──────── DATA SECTION

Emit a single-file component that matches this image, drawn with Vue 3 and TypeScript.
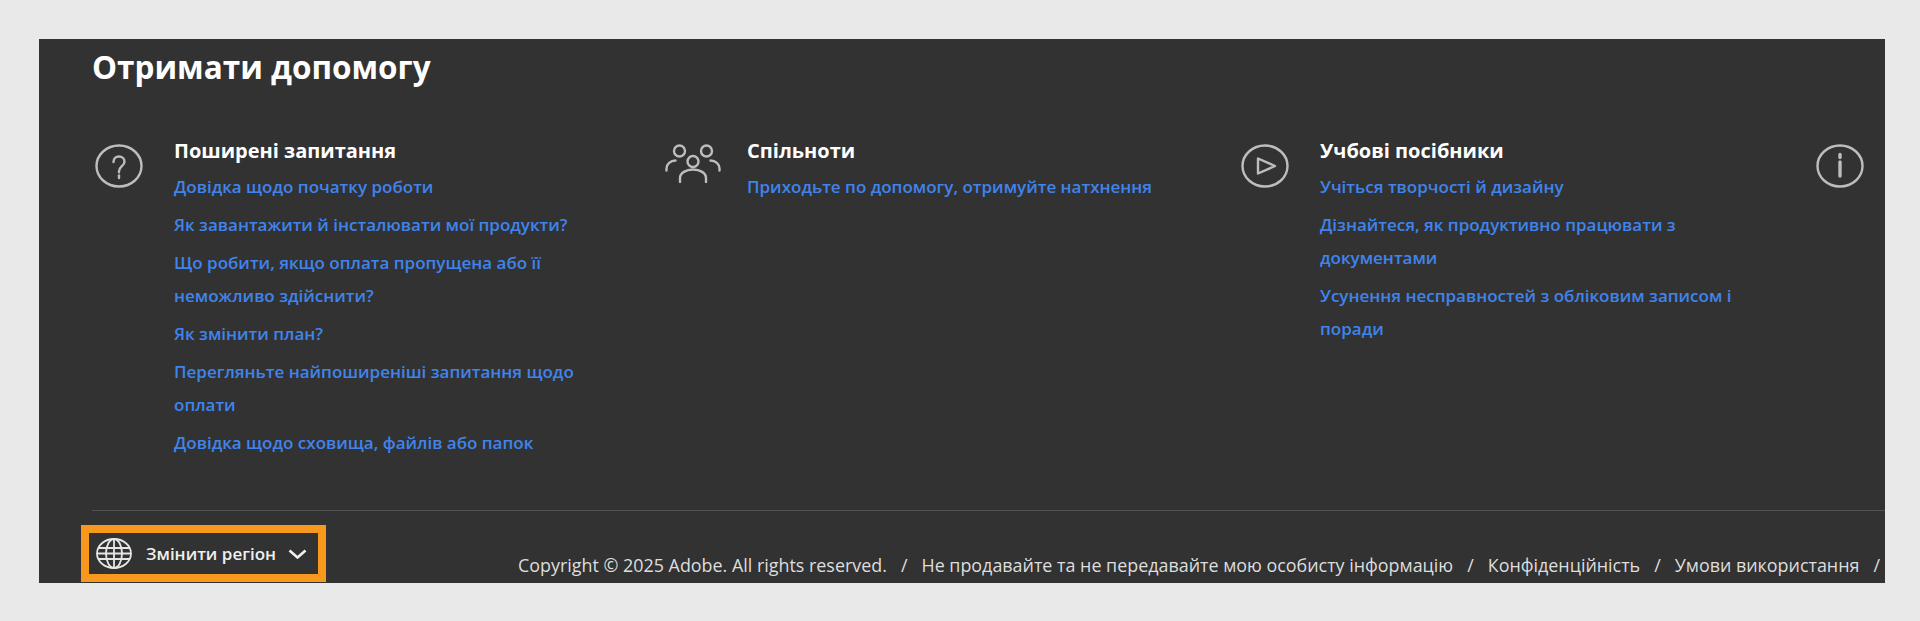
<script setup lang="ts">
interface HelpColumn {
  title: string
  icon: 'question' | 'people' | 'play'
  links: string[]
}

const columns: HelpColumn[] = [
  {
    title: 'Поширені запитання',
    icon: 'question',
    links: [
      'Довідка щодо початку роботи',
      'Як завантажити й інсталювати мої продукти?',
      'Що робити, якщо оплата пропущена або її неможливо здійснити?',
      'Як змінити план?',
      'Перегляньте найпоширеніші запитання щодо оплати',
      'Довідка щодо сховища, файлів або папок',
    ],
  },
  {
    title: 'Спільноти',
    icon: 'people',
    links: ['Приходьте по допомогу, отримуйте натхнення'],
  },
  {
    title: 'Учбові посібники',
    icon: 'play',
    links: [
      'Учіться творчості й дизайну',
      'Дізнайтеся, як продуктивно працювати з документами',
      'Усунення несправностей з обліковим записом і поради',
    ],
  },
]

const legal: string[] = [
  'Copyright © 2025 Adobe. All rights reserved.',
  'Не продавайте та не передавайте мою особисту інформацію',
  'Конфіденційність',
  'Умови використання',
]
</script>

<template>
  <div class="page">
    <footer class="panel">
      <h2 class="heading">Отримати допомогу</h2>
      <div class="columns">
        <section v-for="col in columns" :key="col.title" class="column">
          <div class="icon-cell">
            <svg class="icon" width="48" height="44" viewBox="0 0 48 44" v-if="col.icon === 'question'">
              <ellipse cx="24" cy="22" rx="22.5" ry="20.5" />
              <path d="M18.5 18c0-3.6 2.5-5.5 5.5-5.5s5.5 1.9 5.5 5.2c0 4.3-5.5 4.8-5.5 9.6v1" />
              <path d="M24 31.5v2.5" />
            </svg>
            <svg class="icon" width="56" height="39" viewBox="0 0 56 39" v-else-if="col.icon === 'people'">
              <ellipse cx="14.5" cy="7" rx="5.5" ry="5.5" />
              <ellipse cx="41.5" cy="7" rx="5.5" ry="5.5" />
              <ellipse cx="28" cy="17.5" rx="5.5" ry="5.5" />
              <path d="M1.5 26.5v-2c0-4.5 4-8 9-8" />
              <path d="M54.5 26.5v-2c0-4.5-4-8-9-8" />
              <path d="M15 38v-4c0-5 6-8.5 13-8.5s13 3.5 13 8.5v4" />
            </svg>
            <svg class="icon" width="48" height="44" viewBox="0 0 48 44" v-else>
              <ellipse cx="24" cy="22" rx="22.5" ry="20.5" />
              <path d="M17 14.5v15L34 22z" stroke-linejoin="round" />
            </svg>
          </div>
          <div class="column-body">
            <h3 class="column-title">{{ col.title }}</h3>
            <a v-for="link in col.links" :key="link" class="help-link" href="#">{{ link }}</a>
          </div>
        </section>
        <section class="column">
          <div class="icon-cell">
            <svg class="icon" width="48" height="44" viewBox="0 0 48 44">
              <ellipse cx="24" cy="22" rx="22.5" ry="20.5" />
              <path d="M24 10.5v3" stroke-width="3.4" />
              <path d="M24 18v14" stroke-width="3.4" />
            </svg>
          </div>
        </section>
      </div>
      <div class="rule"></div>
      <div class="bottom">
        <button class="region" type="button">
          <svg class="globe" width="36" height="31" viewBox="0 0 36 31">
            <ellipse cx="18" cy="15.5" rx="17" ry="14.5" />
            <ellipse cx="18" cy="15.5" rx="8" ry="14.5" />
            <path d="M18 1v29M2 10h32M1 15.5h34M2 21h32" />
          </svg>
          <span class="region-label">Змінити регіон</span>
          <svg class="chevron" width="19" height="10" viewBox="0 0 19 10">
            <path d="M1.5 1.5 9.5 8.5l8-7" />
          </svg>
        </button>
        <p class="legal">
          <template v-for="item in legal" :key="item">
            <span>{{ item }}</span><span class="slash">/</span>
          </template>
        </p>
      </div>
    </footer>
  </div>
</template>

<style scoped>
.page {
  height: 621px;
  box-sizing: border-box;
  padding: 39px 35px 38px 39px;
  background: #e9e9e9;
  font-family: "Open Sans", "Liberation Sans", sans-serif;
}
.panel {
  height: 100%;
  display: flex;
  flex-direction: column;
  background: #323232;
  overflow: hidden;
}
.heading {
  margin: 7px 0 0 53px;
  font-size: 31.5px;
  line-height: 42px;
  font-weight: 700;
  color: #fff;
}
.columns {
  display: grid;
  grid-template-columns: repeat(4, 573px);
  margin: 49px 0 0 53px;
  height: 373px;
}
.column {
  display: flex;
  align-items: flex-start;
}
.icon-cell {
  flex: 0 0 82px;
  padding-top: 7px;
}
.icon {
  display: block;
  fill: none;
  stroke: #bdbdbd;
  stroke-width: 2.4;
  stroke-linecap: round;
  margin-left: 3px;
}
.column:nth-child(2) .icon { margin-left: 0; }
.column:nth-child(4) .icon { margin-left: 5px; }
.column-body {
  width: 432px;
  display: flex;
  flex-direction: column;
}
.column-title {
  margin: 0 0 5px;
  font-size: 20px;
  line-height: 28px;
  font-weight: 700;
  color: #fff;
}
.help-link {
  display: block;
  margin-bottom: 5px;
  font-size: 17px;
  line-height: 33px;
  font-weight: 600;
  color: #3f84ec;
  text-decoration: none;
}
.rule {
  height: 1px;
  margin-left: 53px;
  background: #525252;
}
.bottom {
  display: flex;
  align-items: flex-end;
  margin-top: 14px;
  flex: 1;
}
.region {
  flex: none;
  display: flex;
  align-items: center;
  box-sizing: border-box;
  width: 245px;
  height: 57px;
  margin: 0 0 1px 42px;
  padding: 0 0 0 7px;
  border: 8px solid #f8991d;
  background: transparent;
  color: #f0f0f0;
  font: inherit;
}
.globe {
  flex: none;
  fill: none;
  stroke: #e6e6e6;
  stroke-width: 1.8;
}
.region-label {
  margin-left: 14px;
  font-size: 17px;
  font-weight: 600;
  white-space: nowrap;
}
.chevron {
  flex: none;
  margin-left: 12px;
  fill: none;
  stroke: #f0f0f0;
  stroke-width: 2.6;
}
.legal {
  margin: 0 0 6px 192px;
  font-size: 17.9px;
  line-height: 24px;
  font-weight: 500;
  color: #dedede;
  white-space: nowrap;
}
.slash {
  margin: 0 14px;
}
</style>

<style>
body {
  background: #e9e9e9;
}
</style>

────────────────

■ EXERCISE INSTRUCTIONS: Give the material again exactly as it is, but keep the pictures out.

■ RESPONSE TO THIS TASK:
Emit a single-file component that matches this image, drawn with Vue 3 and TypeScript.
<script setup lang="ts">
interface HelpColumn {
  title: string
  icon: 'question' | 'people' | 'play'
  links: string[]
}

const columns: HelpColumn[] = [
  {
    title: 'Поширені запитання',
    icon: 'question',
    links: [
      'Довідка щодо початку роботи',
      'Як завантажити й інсталювати мої продукти?',
      'Що робити, якщо оплата пропущена або її неможливо здійснити?',
      'Як змінити план?',
      'Перегляньте найпоширеніші запитання щодо оплати',
      'Довідка щодо сховища, файлів або папок',
    ],
  },
  {
    title: 'Спільноти',
    icon: 'people',
    links: ['Приходьте по допомогу, отримуйте натхнення'],
  },
  {
    title: 'Учбові посібники',
    icon: 'play',
    links: [
      'Учіться творчості й дизайну',
      'Дізнайтеся, як продуктивно працювати з документами',
      'Усунення несправностей з обліковим записом і поради',
    ],
  },
]

const legal: string[] = [
  'Copyright © 2025 Adobe. All rights reserved.',
  'Не продавайте та не передавайте мою особисту інформацію',
  'Конфіденційність',
  'Умови використання',
]
</script>

<template>
  <div class="page">
    <footer class="panel">
      <h2 class="heading">Отримати допомогу</h2>
      <div class="columns">
        <section v-for="col in columns" :key="col.title" class="column">
          <div class="icon-cell">
            <svg class="icon" width="48" height="44" viewBox="0 0 48 44" v-if="col.icon === 'question'">
              <ellipse cx="24" cy="22" rx="22.5" ry="20.5" />
              <path d="M18.5 18c0-3.6 2.5-5.5 5.5-5.5s5.5 1.9 5.5 5.2c0 4.3-5.5 4.8-5.5 9.6v1" />
              <path d="M24 31.5v2.5" />
            </svg>
            <svg class="icon" width="56" height="39" viewBox="0 0 56 39" v-else-if="col.icon === 'people'">
              <ellipse cx="14.5" cy="7" rx="5.5" ry="5.5" />
              <ellipse cx="41.5" cy="7" rx="5.5" ry="5.5" />
              <ellipse cx="28" cy="17.5" rx="5.5" ry="5.5" />
              <path d="M1.5 26.5v-2c0-4.5 4-8 9-8" />
              <path d="M54.5 26.5v-2c0-4.5-4-8-9-8" />
              <path d="M15 38v-4c0-5 6-8.5 13-8.5s13 3.5 13 8.5v4" />
            </svg>
            <svg class="icon" width="48" height="44" viewBox="0 0 48 44" v-else>
              <ellipse cx="24" cy="22" rx="22.5" ry="20.5" />
              <path d="M17 14.5v15L34 22z" stroke-linejoin="round" />
            </svg>
          </div>
          <div class="column-body">
            <h3 class="column-title">{{ col.title }}</h3>
            <a v-for="link in col.links" :key="link" class="help-link" href="#">{{ link }}</a>
          </div>
        </section>
        <section class="column">
          <div class="icon-cell">
            <svg class="icon" width="48" height="44" viewBox="0 0 48 44">
              <ellipse cx="24" cy="22" rx="22.5" ry="20.5" />
              <path d="M24 10.5v3" stroke-width="3.4" />
              <path d="M24 18v14" stroke-width="3.4" />
            </svg>
          </div>
        </section>
      </div>
      <div class="rule"></div>
      <div class="bottom">
        <button class="region" type="button">
          <svg class="globe" width="36" height="31" viewBox="0 0 36 31">
            <ellipse cx="18" cy="15.5" rx="17" ry="14.5" />
            <ellipse cx="18" cy="15.5" rx="8" ry="14.5" />
            <path d="M18 1v29M2 10h32M1 15.5h34M2 21h32" />
          </svg>
          <span class="region-label">Змінити регіон</span>
          <svg class="chevron" width="19" height="10" viewBox="0 0 19 10">
            <path d="M1.5 1.5 9.5 8.5l8-7" />
          </svg>
        </button>
        <p class="legal">
          <template v-for="item in legal" :key="item">
            <span>{{ item }}</span><span class="slash">/</span>
          </template>
        </p>
      </div>
    </footer>
  </div>
</template>

<style scoped>
.page {
  height: 621px;
  box-sizing: border-box;
  padding: 39px 35px 38px 39px;
  background: #e9e9e9;
  font-family: "Open Sans", "Liberation Sans", sans-serif;
}
.panel {
  height: 100%;
  display: flex;
  flex-direction: column;
  background: #323232;
  overflow: hidden;
}
.heading {
  margin: 7px 0 0 53px;
  font-size: 31.5px;
  line-height: 42px;
  font-weight: 700;
  color: #fff;
}
.columns {
  display: grid;
  grid-template-columns: repeat(4, 573px);
  margin: 49px 0 0 53px;
  height: 373px;
}
.column {
  display: flex;
  align-items: flex-start;
}
.icon-cell {
  flex: 0 0 82px;
  padding-top: 7px;
}
.icon {
  display: block;
  fill: none;
  stroke: #bdbdbd;
  stroke-width: 2.4;
  stroke-linecap: round;
  margin-left: 3px;
}
.column:nth-child(2) .icon { margin-left: 0; }
.column:nth-child(4) .icon { margin-left: 5px; }
.column-body {
  width: 432px;
  display: flex;
  flex-direction: column;
}
.column-title {
  margin: 0 0 5px;
  font-size: 20px;
  line-height: 28px;
  font-weight: 700;
  color: #fff;
}
.help-link {
  display: block;
  margin-bottom: 5px;
  font-size: 17px;
  line-height: 33px;
  font-weight: 600;
  color: #3f84ec;
  text-decoration: none;
}
.rule {
  height: 1px;
  margin-left: 53px;
  background: #525252;
}
.bottom {
  display: flex;
  align-items: flex-end;
  margin-top: 14px;
  flex: 1;
}
.region {
  flex: none;
  display: flex;
  align-items: center;
  box-sizing: border-box;
  width: 245px;
  height: 57px;
  margin: 0 0 1px 42px;
  padding: 0 0 0 7px;
  border: 8px solid #f8991d;
  background: transparent;
  color: #f0f0f0;
  font: inherit;
}
.globe {
  flex: none;
  fill: none;
  stroke: #e6e6e6;
  stroke-width: 1.8;
}
.region-label {
  margin-left: 14px;
  font-size: 17px;
  font-weight: 600;
  white-space: nowrap;
}
.chevron {
  flex: none;
  margin-left: 12px;
  fill: none;
  stroke: #f0f0f0;
  stroke-width: 2.6;
}
.legal {
  margin: 0 0 6px 192px;
  font-size: 17.9px;
  line-height: 24px;
  font-weight: 500;
  color: #dedede;
  white-space: nowrap;
}
.slash {
  margin: 0 14px;
}
</style>

<style>
body {
  background: #e9e9e9;
}
</style>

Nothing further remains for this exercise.